### EXERCISE OBJECTIVE:
Copy each of the entries below faithfully, setting aside any pictures.

### DATA SUPPLIED:
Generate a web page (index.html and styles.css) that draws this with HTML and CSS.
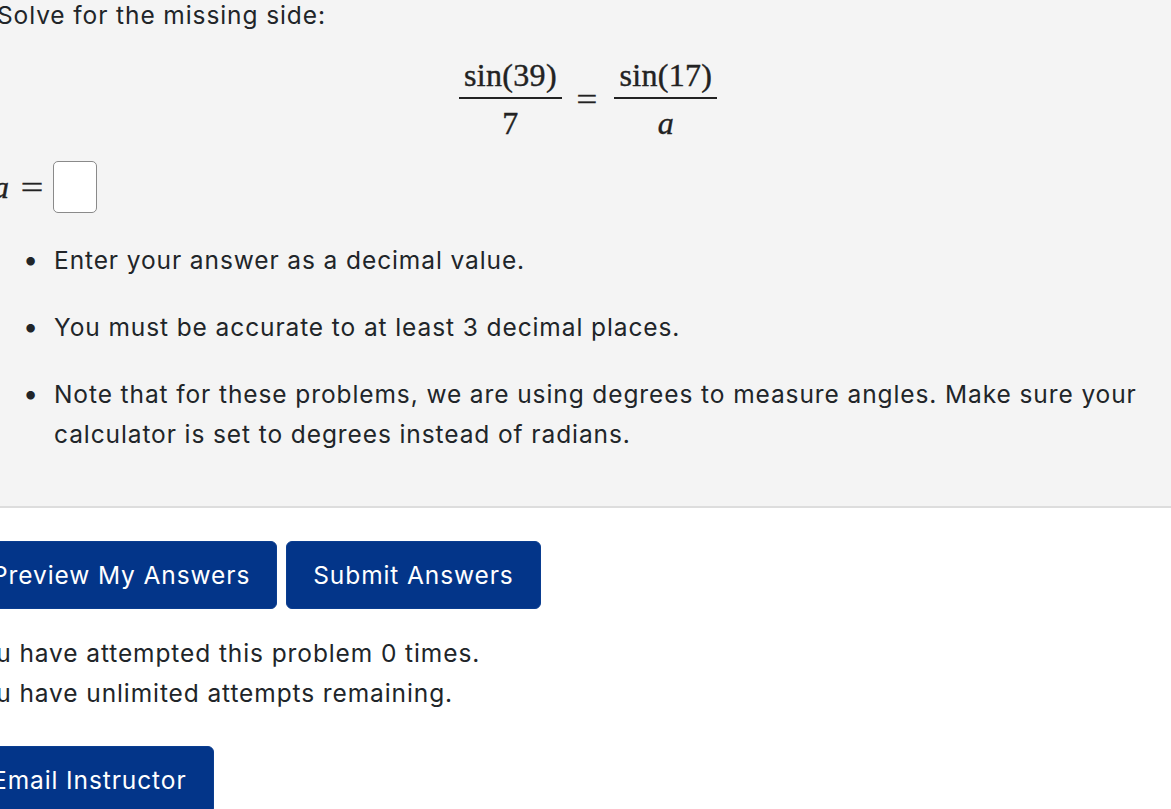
FILE: index.html
```html
<!DOCTYPE html>
<html lang="en">
<head>
<meta charset="utf-8">
<title>Problem</title>
<link rel="stylesheet" href="styles.css">
</head>
<body>
<div class="page">
  <div class="problem">
    <p class="intro">Solve for the missing side:</p>
    <div class="display-math">
      <span class="frac"><span class="num">sin(39)</span><span class="den">7</span></span>
      <span class="eq">=</span>
      <span class="frac"><span class="num">sin(17)</span><span class="den"><i>a</i></span></span>
    </div>
    <div class="answer-row">
      <span class="var"><i>a</i></span><span class="eq-small">=</span><span class="answer-box"></span>
    </div>
    <ul class="notes">
      <li>Enter your answer as a decimal value.</li>
      <li>You must be accurate to at least 3 decimal places.</li>
      <li>Note that for these problems, we are using degrees to measure angles. Make sure your calculator is set to degrees instead of radians.</li>
    </ul>
  </div>
  <div class="actions">
    <div class="buttons">
      <button class="btn">Preview My Answers</button>
      <button class="btn">Submit Answers</button>
    </div>
    <p class="status">You have attempted this problem 0 times.<br>You have unlimited attempts remaining.</p>
    <button class="btn">Email Instructor</button>
  </div>
</div>
</body>
</html>
```
FILE: styles.css
```css
html, body {
  margin: 0;
  padding: 0;
  background: #ffffff;
  overflow: hidden;
}
body {
  font-family: Inter, "Noto Sans", sans-serif;
  font-size: 24.5px;
  letter-spacing: 0.9px;
  line-height: 40px;
  color: #212529;
}
.page {
  margin-top: -5px;
  margin-left: -31px;
  width: 1240px;
}
.problem {
  background: #f4f4f4;
  border-bottom: 2px solid #dddddd;
  padding: 0 0 52px 28px;
}
.intro {
  margin: 0;
}
.display-math {
  display: flex;
  align-items: center;
  margin-left: 462px;
  margin-top: 24px;
  font-family: "Liberation Serif", "DejaVu Serif", serif;
  font-size: 32px;
  letter-spacing: 0.3px;
  line-height: 1;
  color: #222;
  -webkit-text-stroke: 0.4px #222;
}
.frac {
  display: inline-flex;
  flex-direction: column;
  align-items: center;
}
.frac .num {
  padding: 0 5px 6px;
  border-bottom: 2px solid #222;
  width: 93px;
  text-align: center;
}
.frac .den {
  padding-top: 8px;
}
.eq {
  margin: 0 18px 0 16px;
  font-size: 32px;
  transform: scaleX(1.15);
}
.answer-row {
  display: flex;
  align-items: center;
  margin-top: 22px;
  margin-left: -4px;
  font-family: "Liberation Serif", "DejaVu Serif", serif;
  font-size: 32px;
  letter-spacing: 0;
  line-height: 1;
  color: #222;
  -webkit-text-stroke: 0.4px #222;
}
.answer-row .eq-small {
  display: inline-block;
  margin: 0 12px 0 14px;
  transform: scaleX(1.25);
}
.answer-box {
  display: inline-block;
  width: 42px;
  height: 50px;
  background: #fff;
  border: 1.5px solid #8a8a8a;
  border-radius: 5px;
}
.notes {
  margin: 27px 0 0 0;
  padding-left: 57px;
  width: 1120px;
  list-style: none;
}
.notes li {
  margin-bottom: 27px;
}
.notes li::before {
  content: "\2022";
  display: inline-block;
  width: 31px;
  margin-left: -31px;
  letter-spacing: 0;
  font-size: 27px;
}
.notes li:last-child {
  margin-bottom: 0;
}
.actions {
  padding-top: 33px;
  margin-left: -4px;
}
.buttons {
  display: flex;
  gap: 9px;
}
.btn {
  font-family: Inter, "Noto Sans", sans-serif;
  font-size: 24.5px;
  letter-spacing: 0.9px;
  line-height: 36px;
  color: #ffffff;
  background: #033589;
  border: 1px solid #0a3d90;
  border-radius: 6px;
  padding: 15px 26px;
  cursor: pointer;
}
.status {
  margin: 24px 0 0 0;
}
.actions > .btn {
  margin-top: 33px;
}
```
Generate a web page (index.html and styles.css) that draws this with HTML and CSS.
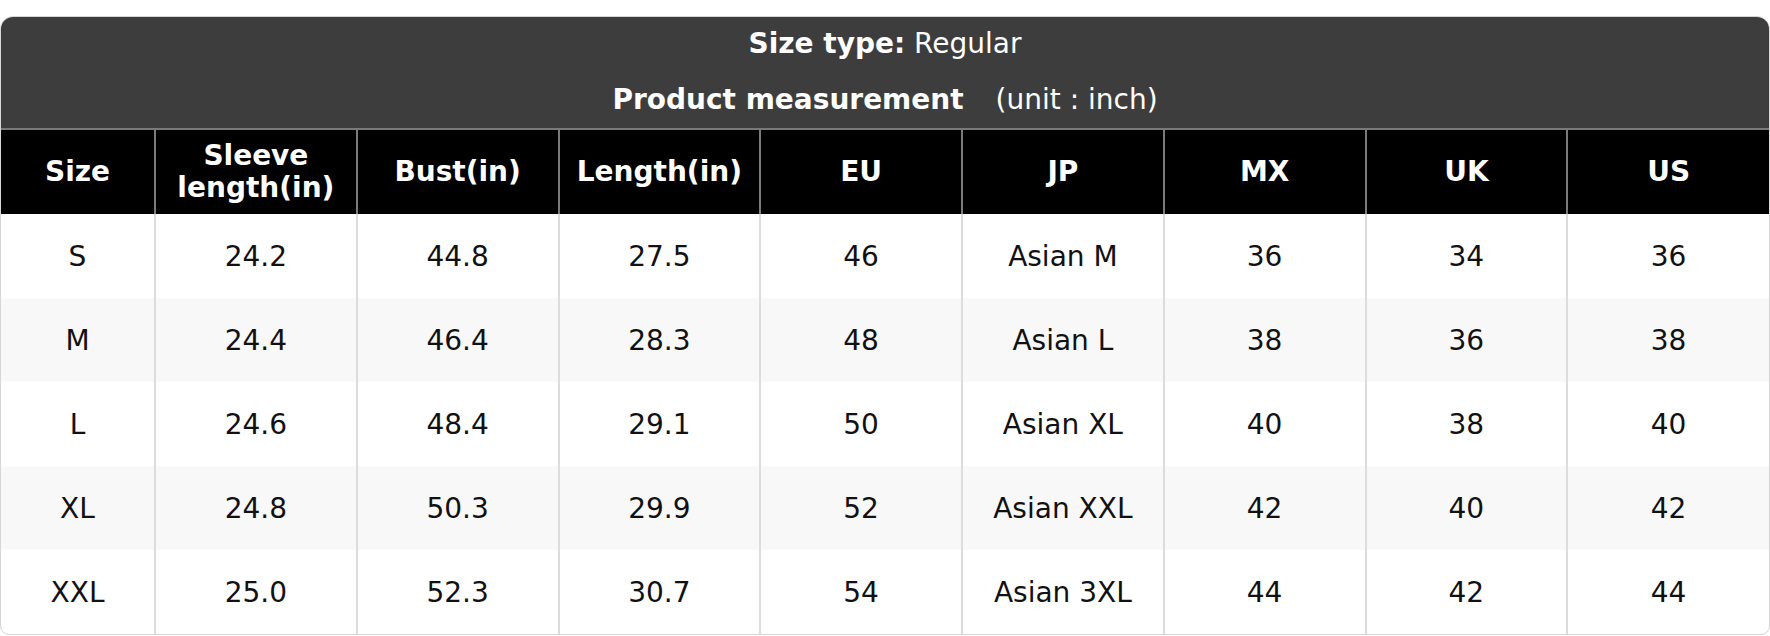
FILE: index.html
```html
<!DOCTYPE html>
<html>
<head>
<meta charset="utf-8">
<link rel="stylesheet" href="styles.css">
</head>
<body>
<div class="card">
  <div class="card-head">
    <div class="head-line first"><b>Size type:</b> Regular</div>
    <div class="head-line second"><b>Product measurement</b><span class="unit">(unit : inch)</span></div>
  </div>
  <table class="chart">
    <colgroup>
      <col class="col-size">
      <col><col><col><col><col><col><col><col>
    </colgroup>
    <thead>
      <tr>
        <th>Size</th>
        <th>Sleeve length(in)</th>
        <th>Bust(in)</th>
        <th>Length(in)</th>
        <th>EU</th>
        <th>JP</th>
        <th>MX</th>
        <th>UK</th>
        <th>US</th>
      </tr>
    </thead>
    <tbody>
      <tr><td>S</td><td>24.2</td><td>44.8</td><td>27.5</td><td>46</td><td>Asian M</td><td>36</td><td>34</td><td>36</td></tr>
      <tr><td>M</td><td>24.4</td><td>46.4</td><td>28.3</td><td>48</td><td>Asian L</td><td>38</td><td>36</td><td>38</td></tr>
      <tr><td>L</td><td>24.6</td><td>48.4</td><td>29.1</td><td>50</td><td>Asian XL</td><td>40</td><td>38</td><td>40</td></tr>
      <tr><td>XL</td><td>24.8</td><td>50.3</td><td>29.9</td><td>52</td><td>Asian XXL</td><td>42</td><td>40</td><td>42</td></tr>
      <tr><td>XXL</td><td>25.0</td><td>52.3</td><td>30.7</td><td>54</td><td>Asian 3XL</td><td>44</td><td>42</td><td>44</td></tr>
    </tbody>
  </table>
</div>
</body>
</html>
```

FILE: styles.css
```css
html, body {
  margin: 0;
  padding: 0;
  background: #ffffff;
}

body {
  font-family: "DejaVu Sans", "Liberation Sans", sans-serif;
  font-size: 28px;
  color: #111111;
  padding-top: 16px;
}

.card {
  width: 1770px;
  box-sizing: border-box;
  border: 1px solid #d6d6d6;
  border-radius: 13px 13px 9px 9px;
  overflow: hidden;
  background: #ffffff;
}

.card-head {
  background: #3d3d3d;
  color: #ffffff;
  height: 111px;
  display: flex;
  flex-direction: column;
  align-items: center;
}

.head-line {
  flex: none;
  text-align: center;
  white-space: pre;
}

.head-line.first {
  height: 54px;
  line-height: 54px;
}

.head-line.second {
  height: 57px;
  line-height: 57px;
}

.head-line b {
  font-weight: bold;
}

.unit {
  margin-left: 32px;
}

.chart {
  width: 100%;
  border-collapse: collapse;
  table-layout: fixed;
}

.col-size {
  width: 154px;
}

.chart th {
  background: #000000;
  color: #ffffff;
  font-weight: bold;
  height: 84px;
  padding: 0 8px;
  line-height: 32px;
  border-left: 2px solid #7a7a7a;
  border-top: 2px solid #7a7a7a;
  text-align: center;
}

.chart th:first-child,
.chart td:first-child {
  border-left: none;
}

.chart td {
  height: 84px;
  padding: 0 8px;
  text-align: center;
  border-left: 2px solid #dcdcdc;
  color: #111111;
}

.chart tbody tr:nth-child(even) td {
  background: #f8f8f8;
}
```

### RESPONSE BELOW:
Generate a web page (index.html and styles.css) that draws this with HTML and CSS.
FILE: index.html
```html
<!DOCTYPE html>
<html lang="en">
<head>
<meta charset="utf-8">
<title>Problem</title>
<link rel="stylesheet" href="styles.css">
</head>
<body>
<div class="page">
  <div class="problem">
    <p class="intro">Solve for the missing side:</p>
    <div class="display-math">
      <span class="frac"><span class="num">sin(39)</span><span class="den">7</span></span>
      <span class="eq">=</span>
      <span class="frac"><span class="num">sin(17)</span><span class="den"><i>a</i></span></span>
    </div>
    <div class="answer-row">
      <span class="var"><i>a</i></span><span class="eq-small">=</span><span class="answer-box"></span>
    </div>
    <ul class="notes">
      <li>Enter your answer as a decimal value.</li>
      <li>You must be accurate to at least 3 decimal places.</li>
      <li>Note that for these problems, we are using degrees to measure angles. Make sure your calculator is set to degrees instead of radians.</li>
    </ul>
  </div>
  <div class="actions">
    <div class="buttons">
      <button class="btn">Preview My Answers</button>
      <button class="btn">Submit Answers</button>
    </div>
    <p class="status">You have attempted this problem 0 times.<br>You have unlimited attempts remaining.</p>
    <button class="btn">Email Instructor</button>
  </div>
</div>
</body>
</html>
```
FILE: styles.css
```css
html, body {
  margin: 0;
  padding: 0;
  background: #ffffff;
  overflow: hidden;
}
body {
  font-family: Inter, "Noto Sans", sans-serif;
  font-size: 24.5px;
  letter-spacing: 0.9px;
  line-height: 40px;
  color: #212529;
}
.page {
  margin-top: -5px;
  margin-left: -31px;
  width: 1240px;
}
.problem {
  background: #f4f4f4;
  border-bottom: 2px solid #dddddd;
  padding: 0 0 52px 28px;
}
.intro {
  margin: 0;
}
.display-math {
  display: flex;
  align-items: center;
  margin-left: 462px;
  margin-top: 24px;
  font-family: "Liberation Serif", "DejaVu Serif", serif;
  font-size: 32px;
  letter-spacing: 0.3px;
  line-height: 1;
  color: #222;
  -webkit-text-stroke: 0.4px #222;
}
.frac {
  display: inline-flex;
  flex-direction: column;
  align-items: center;
}
.frac .num {
  padding: 0 5px 6px;
  border-bottom: 2px solid #222;
  width: 93px;
  text-align: center;
}
.frac .den {
  padding-top: 8px;
}
.eq {
  margin: 0 18px 0 16px;
  font-size: 32px;
  transform: scaleX(1.15);
}
.answer-row {
  display: flex;
  align-items: center;
  margin-top: 22px;
  margin-left: -4px;
  font-family: "Liberation Serif", "DejaVu Serif", serif;
  font-size: 32px;
  letter-spacing: 0;
  line-height: 1;
  color: #222;
  -webkit-text-stroke: 0.4px #222;
}
.answer-row .eq-small {
  display: inline-block;
  margin: 0 12px 0 14px;
  transform: scaleX(1.25);
}
.answer-box {
  display: inline-block;
  width: 42px;
  height: 50px;
  background: #fff;
  border: 1.5px solid #8a8a8a;
  border-radius: 5px;
}
.notes {
  margin: 27px 0 0 0;
  padding-left: 57px;
  width: 1120px;
  list-style: none;
}
.notes li {
  margin-bottom: 27px;
}
.notes li::before {
  content: "\2022";
  display: inline-block;
  width: 31px;
  margin-left: -31px;
  letter-spacing: 0;
  font-size: 27px;
}
.notes li:last-child {
  margin-bottom: 0;
}
.actions {
  padding-top: 33px;
  margin-left: -4px;
}
.buttons {
  display: flex;
  gap: 9px;
}
.btn {
  font-family: Inter, "Noto Sans", sans-serif;
  font-size: 24.5px;
  letter-spacing: 0.9px;
  line-height: 36px;
  color: #ffffff;
  background: #033589;
  border: 1px solid #0a3d90;
  border-radius: 6px;
  padding: 15px 26px;
  cursor: pointer;
}
.status {
  margin: 24px 0 0 0;
}
.actions > .btn {
  margin-top: 33px;
}
```
Generate a web page (index.html and styles.css) that draws this with HTML and CSS.
FILE: index.html
```html
<!DOCTYPE html>
<html>
<head>
<meta charset="utf-8">
<link rel="stylesheet" href="styles.css">
</head>
<body>
<div class="card">
  <div class="card-head">
    <div class="head-line first"><b>Size type:</b> Regular</div>
    <div class="head-line second"><b>Product measurement</b><span class="unit">(unit : inch)</span></div>
  </div>
  <table class="chart">
    <colgroup>
      <col class="col-size">
      <col><col><col><col><col><col><col><col>
    </colgroup>
    <thead>
      <tr>
        <th>Size</th>
        <th>Sleeve length(in)</th>
        <th>Bust(in)</th>
        <th>Length(in)</th>
        <th>EU</th>
        <th>JP</th>
        <th>MX</th>
        <th>UK</th>
        <th>US</th>
      </tr>
    </thead>
    <tbody>
      <tr><td>S</td><td>24.2</td><td>44.8</td><td>27.5</td><td>46</td><td>Asian M</td><td>36</td><td>34</td><td>36</td></tr>
      <tr><td>M</td><td>24.4</td><td>46.4</td><td>28.3</td><td>48</td><td>Asian L</td><td>38</td><td>36</td><td>38</td></tr>
      <tr><td>L</td><td>24.6</td><td>48.4</td><td>29.1</td><td>50</td><td>Asian XL</td><td>40</td><td>38</td><td>40</td></tr>
      <tr><td>XL</td><td>24.8</td><td>50.3</td><td>29.9</td><td>52</td><td>Asian XXL</td><td>42</td><td>40</td><td>42</td></tr>
      <tr><td>XXL</td><td>25.0</td><td>52.3</td><td>30.7</td><td>54</td><td>Asian 3XL</td><td>44</td><td>42</td><td>44</td></tr>
    </tbody>
  </table>
</div>
</body>
</html>
```

FILE: styles.css
```css
html, body {
  margin: 0;
  padding: 0;
  background: #ffffff;
}

body {
  font-family: "DejaVu Sans", "Liberation Sans", sans-serif;
  font-size: 28px;
  color: #111111;
  padding-top: 16px;
}

.card {
  width: 1770px;
  box-sizing: border-box;
  border: 1px solid #d6d6d6;
  border-radius: 13px 13px 9px 9px;
  overflow: hidden;
  background: #ffffff;
}

.card-head {
  background: #3d3d3d;
  color: #ffffff;
  height: 111px;
  display: flex;
  flex-direction: column;
  align-items: center;
}

.head-line {
  flex: none;
  text-align: center;
  white-space: pre;
}

.head-line.first {
  height: 54px;
  line-height: 54px;
}

.head-line.second {
  height: 57px;
  line-height: 57px;
}

.head-line b {
  font-weight: bold;
}

.unit {
  margin-left: 32px;
}

.chart {
  width: 100%;
  border-collapse: collapse;
  table-layout: fixed;
}

.col-size {
  width: 154px;
}

.chart th {
  background: #000000;
  color: #ffffff;
  font-weight: bold;
  height: 84px;
  padding: 0 8px;
  line-height: 32px;
  border-left: 2px solid #7a7a7a;
  border-top: 2px solid #7a7a7a;
  text-align: center;
}

.chart th:first-child,
.chart td:first-child {
  border-left: none;
}

.chart td {
  height: 84px;
  padding: 0 8px;
  text-align: center;
  border-left: 2px solid #dcdcdc;
  color: #111111;
}

.chart tbody tr:nth-child(even) td {
  background: #f8f8f8;
}
```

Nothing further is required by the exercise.